YOUR TASK: Give back the full listing, character for character, with no pictures.

DATA:
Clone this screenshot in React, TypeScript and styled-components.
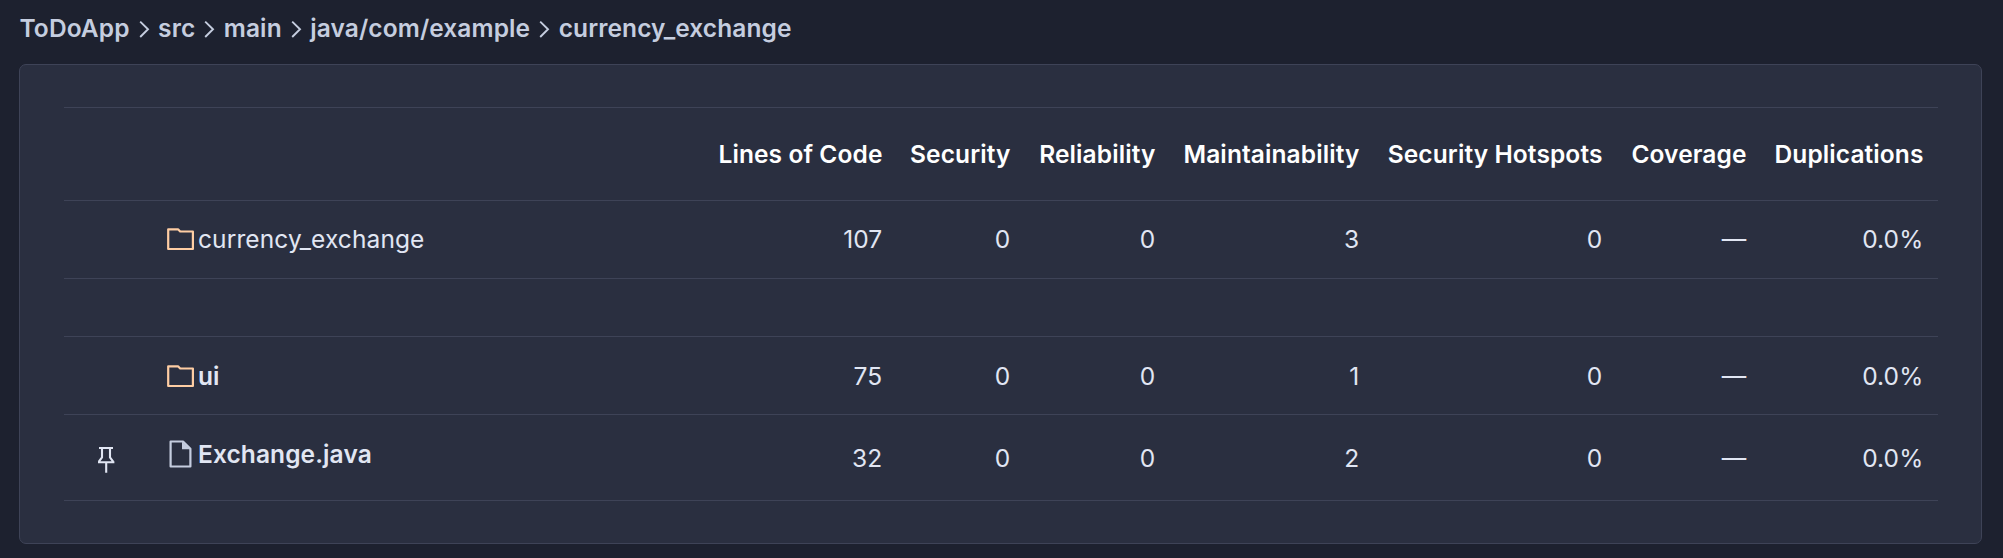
import React from "react";
import styled, { createGlobalStyle } from "styled-components";

const GlobalStyle = createGlobalStyle`
  * { box-sizing: border-box; }
  body {
    margin: 0;
    min-height: 558px;
    background: rgb(29, 33, 47);
    color: rgb(225, 230, 243);
    font: 400 24.5px/35px Inter, "Liberation Sans", sans-serif;
    letter-spacing: 0.1px;
  }
`;

const LINE = "rgb(62, 67, 87)";

const Page = styled.main`
  padding: 11px 21px 14px 19px;
`;

const Breadcrumbs = styled.nav`
  display: flex;
  align-items: center;
  height: 35px;
  margin-bottom: 18px;
  color: rgb(197, 205, 223);
  font-weight: 600;
`;

const Crumb = styled.span`
  padding-left: 0.5px;
  white-space: nowrap;
`;

const Panel = styled.section`
  height: 480px;
  padding: 42px 43px 0 44px;
  background: rgb(42, 47, 64);
  border: 1px solid ${LINE};
  border-radius: 7px;
`;

const Table = styled.div`
  border-top: 1px solid ${LINE};
`;

const Row = styled.div<{ $height: number; $drop?: number }>`
  display: grid;
  grid-template-columns: 88px 745px 128px 145px 204px 243px 144px 177px;
  align-items: center;
  height: ${(p) => p.$height}px;
  padding-top: ${(p) => p.$drop ?? 0}px;
  border-bottom: 1px solid ${LINE};
`;

const HeadRow = styled(Row)`
  grid-template-columns: 833px 128px 145px 204px 243px 144px 177px;
`;

const HeadCell = styled.div`
  padding-right: 14.5px;
  color: #fff;
  font-weight: 600;
  text-align: right;
  white-space: nowrap;
`;

const ValueCell = styled.div`
  padding-right: 14.7px;
  text-align: right;
`;

const NameAndLines = styled.div`
  display: grid;
  grid-template-columns: 1fr 100px;
  align-items: center;
`;

const NameCell = styled.div<{ $strong?: boolean; $raised?: boolean }>`
  display: grid;
  grid-template-columns: 32px 1fr;
  align-items: center;
  padding: 0 0 ${(p) => (p.$raised ? 9 : 0)}px 14px;
  font-weight: ${(p) => (p.$strong ? 600 : 400)};
`;

const PinCell = styled.div`
  padding-left: 28px;
`;

const Icon = styled.svg`
  display: block;
  width: 28px;
  height: 28px;
`;

const ChevronIcon = () => (
  <Icon viewBox="0 0 28 28" fill="none" stroke="currentColor" strokeWidth="1.9">
    <path d="M10.2 6.6l7.8 7.7-7.8 7.7" />
  </Icon>
);

const FolderIcon = () => (
  <Icon viewBox="0 0 28 28" fill="none" stroke="rgb(254, 205, 163)" strokeWidth="2.2">
    <path d="M2.2 3.3h9.8l2.2 2.2h12.7v17.5h-24.7z" strokeLinejoin="round" />
  </Icon>
);

const FileIcon = () => (
  <Icon viewBox="0 0 28 28" fill="none" stroke="rgb(197, 205, 223)" strokeWidth="2.2">
    <path d="M4.6 1.5h12.4l7.4 7.4v17.6h-19.8z" strokeLinejoin="round" />
    <path d="M16 1.5v7.7h8z" fill="rgb(197, 205, 223)" stroke="none" />
  </Icon>
);

const PinIcon = () => (
  <Icon viewBox="0 0 28 28" fill="none" stroke="currentColor" strokeWidth="2.1">
    <path d="M7 3h14M10 3v9.5l-2.8 3.7v1.1h13.6v-1.1l-2.8-3.7v-9.5M6 17.3h16.4M14.2 17.5v10.3" />
  </Icon>
);

const crumbs = ["ToDoApp", "src", "main", "java/com/example", "currency_exchange"];

const metrics = [
  "Lines of Code",
  "Security",
  "Reliability",
  "Maintainability",
  "Security Hotspots",
  "Coverage",
  "Duplications",
];

type Entry = {
  name: string;
  kind: "folder" | "file";
  strong?: boolean;
  pin?: boolean;
  height: number;
  drop?: number;
  values: string[];
};

const current: Entry = {
  name: "currency_exchange",
  kind: "folder",
  height: 78,
  values: ["107", "0", "0", "3", "0", "—", "0.0%"],
};

const children: Entry[] = [
  {
    name: "ui",
    kind: "folder",
    strong: true,
    height: 78,
    drop: 2,
    values: ["75", "0", "0", "1", "0", "—", "0.0%"],
  },
  {
    name: "Exchange.java",
    kind: "file",
    strong: true,
    pin: true,
    height: 86,
    drop: 2,
    values: ["32", "0", "0", "2", "0", "—", "0.0%"],
  },
];

const ComponentRow = ({ entry }: { entry: Entry }) => (
  <Row $height={entry.height} $drop={entry.drop}>
    <PinCell>{entry.pin && <PinIcon />}</PinCell>
    <NameAndLines>
      <NameCell $strong={entry.strong} $raised={entry.kind === "file"}>
        {entry.kind === "folder" ? <FolderIcon /> : <FileIcon />}
        <span>{entry.name}</span>
      </NameCell>
      <ValueCell>{entry.values[0]}</ValueCell>
    </NameAndLines>
    {entry.values.slice(1).map((value, i) => (
      <ValueCell key={i}>{value}</ValueCell>
    ))}
  </Row>
);

export default function App() {
  return (
    <Page>
      <GlobalStyle />
      <Breadcrumbs>
        {crumbs.map((crumb, i) => (
          <React.Fragment key={crumb}>
            {i > 0 && <ChevronIcon />}
            <Crumb>{crumb}</Crumb>
          </React.Fragment>
        ))}
      </Breadcrumbs>
      <Panel>
        <Table>
          <HeadRow $height={93}>
            {metrics.map((metric) => (
              <HeadCell key={metric}>{metric}</HeadCell>
            ))}
          </HeadRow>
          <ComponentRow entry={current} />
          <Row $height={58} />
          {children.map((entry) => (
            <ComponentRow key={entry.name} entry={entry} />
          ))}
        </Table>
      </Panel>
    </Page>
  );
}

EXERCISE RESULT:
Clone this screenshot in React, TypeScript and styled-components.
import React from "react";
import styled, { createGlobalStyle } from "styled-components";

const GlobalStyle = createGlobalStyle`
  * { box-sizing: border-box; }
  body {
    margin: 0;
    min-height: 558px;
    background: rgb(29, 33, 47);
    color: rgb(225, 230, 243);
    font: 400 24.5px/35px Inter, "Liberation Sans", sans-serif;
    letter-spacing: 0.1px;
  }
`;

const LINE = "rgb(62, 67, 87)";

const Page = styled.main`
  padding: 11px 21px 14px 19px;
`;

const Breadcrumbs = styled.nav`
  display: flex;
  align-items: center;
  height: 35px;
  margin-bottom: 18px;
  color: rgb(197, 205, 223);
  font-weight: 600;
`;

const Crumb = styled.span`
  padding-left: 0.5px;
  white-space: nowrap;
`;

const Panel = styled.section`
  height: 480px;
  padding: 42px 43px 0 44px;
  background: rgb(42, 47, 64);
  border: 1px solid ${LINE};
  border-radius: 7px;
`;

const Table = styled.div`
  border-top: 1px solid ${LINE};
`;

const Row = styled.div<{ $height: number; $drop?: number }>`
  display: grid;
  grid-template-columns: 88px 745px 128px 145px 204px 243px 144px 177px;
  align-items: center;
  height: ${(p) => p.$height}px;
  padding-top: ${(p) => p.$drop ?? 0}px;
  border-bottom: 1px solid ${LINE};
`;

const HeadRow = styled(Row)`
  grid-template-columns: 833px 128px 145px 204px 243px 144px 177px;
`;

const HeadCell = styled.div`
  padding-right: 14.5px;
  color: #fff;
  font-weight: 600;
  text-align: right;
  white-space: nowrap;
`;

const ValueCell = styled.div`
  padding-right: 14.7px;
  text-align: right;
`;

const NameAndLines = styled.div`
  display: grid;
  grid-template-columns: 1fr 100px;
  align-items: center;
`;

const NameCell = styled.div<{ $strong?: boolean; $raised?: boolean }>`
  display: grid;
  grid-template-columns: 32px 1fr;
  align-items: center;
  padding: 0 0 ${(p) => (p.$raised ? 9 : 0)}px 14px;
  font-weight: ${(p) => (p.$strong ? 600 : 400)};
`;

const PinCell = styled.div`
  padding-left: 28px;
`;

const Icon = styled.svg`
  display: block;
  width: 28px;
  height: 28px;
`;

const ChevronIcon = () => (
  <Icon viewBox="0 0 28 28" fill="none" stroke="currentColor" strokeWidth="1.9">
    <path d="M10.2 6.6l7.8 7.7-7.8 7.7" />
  </Icon>
);

const FolderIcon = () => (
  <Icon viewBox="0 0 28 28" fill="none" stroke="rgb(254, 205, 163)" strokeWidth="2.2">
    <path d="M2.2 3.3h9.8l2.2 2.2h12.7v17.5h-24.7z" strokeLinejoin="round" />
  </Icon>
);

const FileIcon = () => (
  <Icon viewBox="0 0 28 28" fill="none" stroke="rgb(197, 205, 223)" strokeWidth="2.2">
    <path d="M4.6 1.5h12.4l7.4 7.4v17.6h-19.8z" strokeLinejoin="round" />
    <path d="M16 1.5v7.7h8z" fill="rgb(197, 205, 223)" stroke="none" />
  </Icon>
);

const PinIcon = () => (
  <Icon viewBox="0 0 28 28" fill="none" stroke="currentColor" strokeWidth="2.1">
    <path d="M7 3h14M10 3v9.5l-2.8 3.7v1.1h13.6v-1.1l-2.8-3.7v-9.5M6 17.3h16.4M14.2 17.5v10.3" />
  </Icon>
);

const crumbs = ["ToDoApp", "src", "main", "java/com/example", "currency_exchange"];

const metrics = [
  "Lines of Code",
  "Security",
  "Reliability",
  "Maintainability",
  "Security Hotspots",
  "Coverage",
  "Duplications",
];

type Entry = {
  name: string;
  kind: "folder" | "file";
  strong?: boolean;
  pin?: boolean;
  height: number;
  drop?: number;
  values: string[];
};

const current: Entry = {
  name: "currency_exchange",
  kind: "folder",
  height: 78,
  values: ["107", "0", "0", "3", "0", "—", "0.0%"],
};

const children: Entry[] = [
  {
    name: "ui",
    kind: "folder",
    strong: true,
    height: 78,
    drop: 2,
    values: ["75", "0", "0", "1", "0", "—", "0.0%"],
  },
  {
    name: "Exchange.java",
    kind: "file",
    strong: true,
    pin: true,
    height: 86,
    drop: 2,
    values: ["32", "0", "0", "2", "0", "—", "0.0%"],
  },
];

const ComponentRow = ({ entry }: { entry: Entry }) => (
  <Row $height={entry.height} $drop={entry.drop}>
    <PinCell>{entry.pin && <PinIcon />}</PinCell>
    <NameAndLines>
      <NameCell $strong={entry.strong} $raised={entry.kind === "file"}>
        {entry.kind === "folder" ? <FolderIcon /> : <FileIcon />}
        <span>{entry.name}</span>
      </NameCell>
      <ValueCell>{entry.values[0]}</ValueCell>
    </NameAndLines>
    {entry.values.slice(1).map((value, i) => (
      <ValueCell key={i}>{value}</ValueCell>
    ))}
  </Row>
);

export default function App() {
  return (
    <Page>
      <GlobalStyle />
      <Breadcrumbs>
        {crumbs.map((crumb, i) => (
          <React.Fragment key={crumb}>
            {i > 0 && <ChevronIcon />}
            <Crumb>{crumb}</Crumb>
          </React.Fragment>
        ))}
      </Breadcrumbs>
      <Panel>
        <Table>
          <HeadRow $height={93}>
            {metrics.map((metric) => (
              <HeadCell key={metric}>{metric}</HeadCell>
            ))}
          </HeadRow>
          <ComponentRow entry={current} />
          <Row $height={58} />
          {children.map((entry) => (
            <ComponentRow key={entry.name} entry={entry} />
          ))}
        </Table>
      </Panel>
    </Page>
  );
}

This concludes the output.